Once when they had finished eating and drinking in Shiloh, Hannah stood up. Now Eli the priest was sitting on his chair by the doorpost of the Lord’s house.   In her deep anguish Hannah prayed to the Lord, weeping bitterly.  
And she made a vow, saying, 'Lord Almighty, if you will only look on your servant’s misery and remember me, and not forget your servant but give her a son, then I will give him to the Lord for all the days of his life, and no razor will ever be used on his head.' "

- First Samuel 1:1-3; 9-11

Hannah Dedicates a Yet-to-be-Conceived Son To The Lord


The life of Samuel occurs in the final days of the Judges and the story begins similar to the account of Samson (Judges 13:1-4) with the identification of his father, Elkanah, and the setting aside of the boy as a Nazirite for life. According to 1 Chronicles 6:16, 22, 31-33 Samuel was a descendent of the Levitical tribe through Kohath. In this same genealogical record we see that Samuel’s descendents became the musicians of the Temple.

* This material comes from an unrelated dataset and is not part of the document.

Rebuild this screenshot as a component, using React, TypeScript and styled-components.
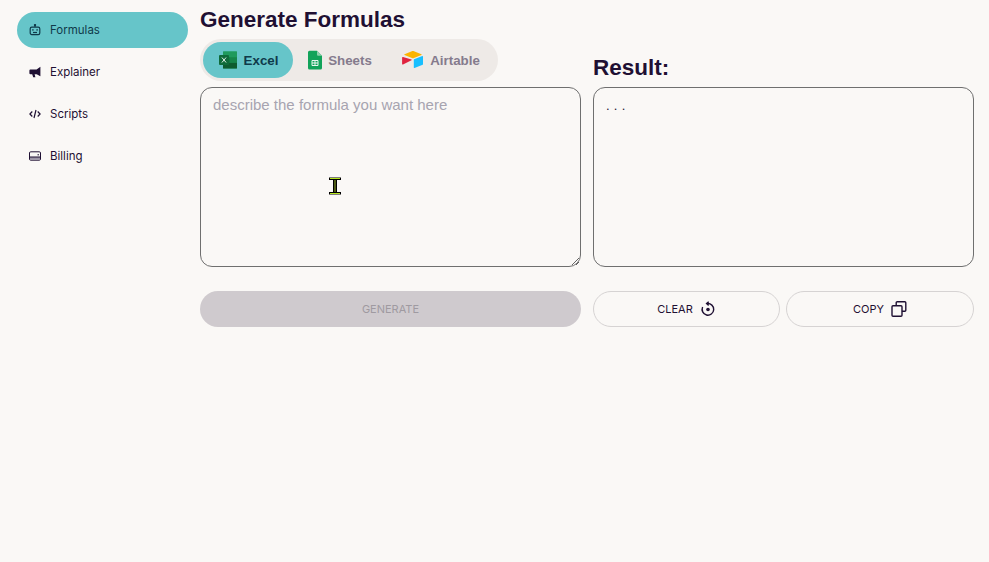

This means that when the text says the family was “from the hill country of Ephraim” it is indicating where this Levitical family lived, and not identifying them as members of the tribe of Ephraim.  Samuel was a Levite who was dedicated to the service of the Lord at the tabernacle by his mother, Hannah, who took the Nazirite vow for her son before he was born.

Elkanah had taken a second wife, Peninnah, most likely because his first wife Hannah was barren and had produced no children for him.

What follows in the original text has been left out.